_Data provided:_

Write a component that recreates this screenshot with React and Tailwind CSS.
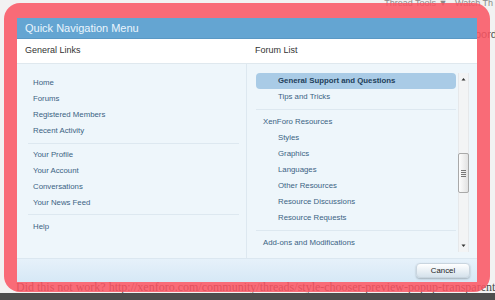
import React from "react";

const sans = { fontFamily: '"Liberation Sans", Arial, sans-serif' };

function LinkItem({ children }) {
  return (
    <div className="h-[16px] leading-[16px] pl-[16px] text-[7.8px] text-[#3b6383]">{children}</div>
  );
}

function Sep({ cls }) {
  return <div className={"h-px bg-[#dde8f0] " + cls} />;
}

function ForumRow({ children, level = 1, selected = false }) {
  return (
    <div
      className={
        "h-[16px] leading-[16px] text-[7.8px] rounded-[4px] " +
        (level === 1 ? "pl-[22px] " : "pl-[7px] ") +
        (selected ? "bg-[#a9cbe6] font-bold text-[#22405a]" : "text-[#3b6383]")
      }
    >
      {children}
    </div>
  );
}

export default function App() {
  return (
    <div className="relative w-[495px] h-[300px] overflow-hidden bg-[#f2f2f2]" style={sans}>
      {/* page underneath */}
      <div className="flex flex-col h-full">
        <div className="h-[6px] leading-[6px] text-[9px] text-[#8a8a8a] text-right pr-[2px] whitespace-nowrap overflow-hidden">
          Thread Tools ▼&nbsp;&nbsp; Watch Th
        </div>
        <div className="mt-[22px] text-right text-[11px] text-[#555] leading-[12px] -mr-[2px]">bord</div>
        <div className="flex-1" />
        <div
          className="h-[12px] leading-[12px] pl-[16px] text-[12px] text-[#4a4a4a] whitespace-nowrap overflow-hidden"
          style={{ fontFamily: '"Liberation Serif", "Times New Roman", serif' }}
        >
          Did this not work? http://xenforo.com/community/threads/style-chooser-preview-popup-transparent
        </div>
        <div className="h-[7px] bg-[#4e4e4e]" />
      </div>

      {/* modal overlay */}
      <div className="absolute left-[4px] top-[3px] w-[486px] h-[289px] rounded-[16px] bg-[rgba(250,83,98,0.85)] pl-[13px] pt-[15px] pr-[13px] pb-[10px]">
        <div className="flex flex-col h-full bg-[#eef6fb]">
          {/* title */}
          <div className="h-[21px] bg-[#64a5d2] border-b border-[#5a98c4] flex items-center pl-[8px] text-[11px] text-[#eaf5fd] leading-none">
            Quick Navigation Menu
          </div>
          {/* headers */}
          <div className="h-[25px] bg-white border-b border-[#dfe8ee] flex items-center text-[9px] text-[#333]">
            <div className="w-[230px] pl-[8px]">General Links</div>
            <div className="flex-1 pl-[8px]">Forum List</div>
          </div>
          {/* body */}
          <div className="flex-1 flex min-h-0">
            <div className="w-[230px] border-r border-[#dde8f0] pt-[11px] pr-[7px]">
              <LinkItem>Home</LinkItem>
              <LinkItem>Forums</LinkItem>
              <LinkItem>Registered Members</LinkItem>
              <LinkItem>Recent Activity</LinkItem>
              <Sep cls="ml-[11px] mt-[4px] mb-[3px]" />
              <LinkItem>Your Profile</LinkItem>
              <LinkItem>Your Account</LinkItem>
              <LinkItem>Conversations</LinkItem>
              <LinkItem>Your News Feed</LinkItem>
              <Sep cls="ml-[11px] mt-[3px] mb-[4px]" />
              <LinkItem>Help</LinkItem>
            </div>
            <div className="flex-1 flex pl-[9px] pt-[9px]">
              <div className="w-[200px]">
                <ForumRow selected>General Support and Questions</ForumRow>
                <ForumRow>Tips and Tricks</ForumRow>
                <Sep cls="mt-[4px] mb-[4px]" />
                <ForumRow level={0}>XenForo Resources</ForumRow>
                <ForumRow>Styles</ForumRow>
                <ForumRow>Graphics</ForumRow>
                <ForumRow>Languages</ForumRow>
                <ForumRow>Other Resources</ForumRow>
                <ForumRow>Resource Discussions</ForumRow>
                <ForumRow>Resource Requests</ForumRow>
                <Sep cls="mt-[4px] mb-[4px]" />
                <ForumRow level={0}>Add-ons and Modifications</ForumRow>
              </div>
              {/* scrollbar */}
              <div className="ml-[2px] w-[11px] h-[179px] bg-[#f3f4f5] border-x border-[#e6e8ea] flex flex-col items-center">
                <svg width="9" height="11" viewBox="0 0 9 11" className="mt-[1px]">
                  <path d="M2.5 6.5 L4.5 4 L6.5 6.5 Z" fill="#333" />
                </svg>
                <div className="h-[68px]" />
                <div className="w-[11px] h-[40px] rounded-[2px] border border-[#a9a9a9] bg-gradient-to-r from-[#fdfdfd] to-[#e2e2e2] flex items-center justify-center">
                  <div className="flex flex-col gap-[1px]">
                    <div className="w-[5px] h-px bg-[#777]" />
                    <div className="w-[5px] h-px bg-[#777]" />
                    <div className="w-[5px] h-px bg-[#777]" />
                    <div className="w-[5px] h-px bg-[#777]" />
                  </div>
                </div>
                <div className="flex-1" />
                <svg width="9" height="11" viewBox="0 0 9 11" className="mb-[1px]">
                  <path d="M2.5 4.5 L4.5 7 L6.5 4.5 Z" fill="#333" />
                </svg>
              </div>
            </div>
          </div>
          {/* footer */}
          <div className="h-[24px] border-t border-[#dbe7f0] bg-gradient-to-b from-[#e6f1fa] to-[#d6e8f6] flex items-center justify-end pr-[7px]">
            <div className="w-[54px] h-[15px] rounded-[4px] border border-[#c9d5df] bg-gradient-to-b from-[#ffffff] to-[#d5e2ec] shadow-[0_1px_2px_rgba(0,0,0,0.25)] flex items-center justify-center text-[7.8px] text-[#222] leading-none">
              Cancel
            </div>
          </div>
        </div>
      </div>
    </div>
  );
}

_Problem statement:_ Would you set down the listing exactly, omitting pictures?

_Solution below:_
Write a component that recreates this screenshot with React and Tailwind CSS.
import React from "react";

const sans = { fontFamily: '"Liberation Sans", Arial, sans-serif' };

function LinkItem({ children }) {
  return (
    <div className="h-[16px] leading-[16px] pl-[16px] text-[7.8px] text-[#3b6383]">{children}</div>
  );
}

function Sep({ cls }) {
  return <div className={"h-px bg-[#dde8f0] " + cls} />;
}

function ForumRow({ children, level = 1, selected = false }) {
  return (
    <div
      className={
        "h-[16px] leading-[16px] text-[7.8px] rounded-[4px] " +
        (level === 1 ? "pl-[22px] " : "pl-[7px] ") +
        (selected ? "bg-[#a9cbe6] font-bold text-[#22405a]" : "text-[#3b6383]")
      }
    >
      {children}
    </div>
  );
}

export default function App() {
  return (
    <div className="relative w-[495px] h-[300px] overflow-hidden bg-[#f2f2f2]" style={sans}>
      {/* page underneath */}
      <div className="flex flex-col h-full">
        <div className="h-[6px] leading-[6px] text-[9px] text-[#8a8a8a] text-right pr-[2px] whitespace-nowrap overflow-hidden">
          Thread Tools ▼&nbsp;&nbsp; Watch Th
        </div>
        <div className="mt-[22px] text-right text-[11px] text-[#555] leading-[12px] -mr-[2px]">bord</div>
        <div className="flex-1" />
        <div
          className="h-[12px] leading-[12px] pl-[16px] text-[12px] text-[#4a4a4a] whitespace-nowrap overflow-hidden"
          style={{ fontFamily: '"Liberation Serif", "Times New Roman", serif' }}
        >
          Did this not work? http://xenforo.com/community/threads/style-chooser-preview-popup-transparent
        </div>
        <div className="h-[7px] bg-[#4e4e4e]" />
      </div>

      {/* modal overlay */}
      <div className="absolute left-[4px] top-[3px] w-[486px] h-[289px] rounded-[16px] bg-[rgba(250,83,98,0.85)] pl-[13px] pt-[15px] pr-[13px] pb-[10px]">
        <div className="flex flex-col h-full bg-[#eef6fb]">
          {/* title */}
          <div className="h-[21px] bg-[#64a5d2] border-b border-[#5a98c4] flex items-center pl-[8px] text-[11px] text-[#eaf5fd] leading-none">
            Quick Navigation Menu
          </div>
          {/* headers */}
          <div className="h-[25px] bg-white border-b border-[#dfe8ee] flex items-center text-[9px] text-[#333]">
            <div className="w-[230px] pl-[8px]">General Links</div>
            <div className="flex-1 pl-[8px]">Forum List</div>
          </div>
          {/* body */}
          <div className="flex-1 flex min-h-0">
            <div className="w-[230px] border-r border-[#dde8f0] pt-[11px] pr-[7px]">
              <LinkItem>Home</LinkItem>
              <LinkItem>Forums</LinkItem>
              <LinkItem>Registered Members</LinkItem>
              <LinkItem>Recent Activity</LinkItem>
              <Sep cls="ml-[11px] mt-[4px] mb-[3px]" />
              <LinkItem>Your Profile</LinkItem>
              <LinkItem>Your Account</LinkItem>
              <LinkItem>Conversations</LinkItem>
              <LinkItem>Your News Feed</LinkItem>
              <Sep cls="ml-[11px] mt-[3px] mb-[4px]" />
              <LinkItem>Help</LinkItem>
            </div>
            <div className="flex-1 flex pl-[9px] pt-[9px]">
              <div className="w-[200px]">
                <ForumRow selected>General Support and Questions</ForumRow>
                <ForumRow>Tips and Tricks</ForumRow>
                <Sep cls="mt-[4px] mb-[4px]" />
                <ForumRow level={0}>XenForo Resources</ForumRow>
                <ForumRow>Styles</ForumRow>
                <ForumRow>Graphics</ForumRow>
                <ForumRow>Languages</ForumRow>
                <ForumRow>Other Resources</ForumRow>
                <ForumRow>Resource Discussions</ForumRow>
                <ForumRow>Resource Requests</ForumRow>
                <Sep cls="mt-[4px] mb-[4px]" />
                <ForumRow level={0}>Add-ons and Modifications</ForumRow>
              </div>
              {/* scrollbar */}
              <div className="ml-[2px] w-[11px] h-[179px] bg-[#f3f4f5] border-x border-[#e6e8ea] flex flex-col items-center">
                <svg width="9" height="11" viewBox="0 0 9 11" className="mt-[1px]">
                  <path d="M2.5 6.5 L4.5 4 L6.5 6.5 Z" fill="#333" />
                </svg>
                <div className="h-[68px]" />
                <div className="w-[11px] h-[40px] rounded-[2px] border border-[#a9a9a9] bg-gradient-to-r from-[#fdfdfd] to-[#e2e2e2] flex items-center justify-center">
                  <div className="flex flex-col gap-[1px]">
                    <div className="w-[5px] h-px bg-[#777]" />
                    <div className="w-[5px] h-px bg-[#777]" />
                    <div className="w-[5px] h-px bg-[#777]" />
                    <div className="w-[5px] h-px bg-[#777]" />
                  </div>
                </div>
                <div className="flex-1" />
                <svg width="9" height="11" viewBox="0 0 9 11" className="mb-[1px]">
                  <path d="M2.5 4.5 L4.5 7 L6.5 4.5 Z" fill="#333" />
                </svg>
              </div>
            </div>
          </div>
          {/* footer */}
          <div className="h-[24px] border-t border-[#dbe7f0] bg-gradient-to-b from-[#e6f1fa] to-[#d6e8f6] flex items-center justify-end pr-[7px]">
            <div className="w-[54px] h-[15px] rounded-[4px] border border-[#c9d5df] bg-gradient-to-b from-[#ffffff] to-[#d5e2ec] shadow-[0_1px_2px_rgba(0,0,0,0.25)] flex items-center justify-center text-[7.8px] text-[#222] leading-none">
              Cancel
            </div>
          </div>
        </div>
      </div>
    </div>
  );
}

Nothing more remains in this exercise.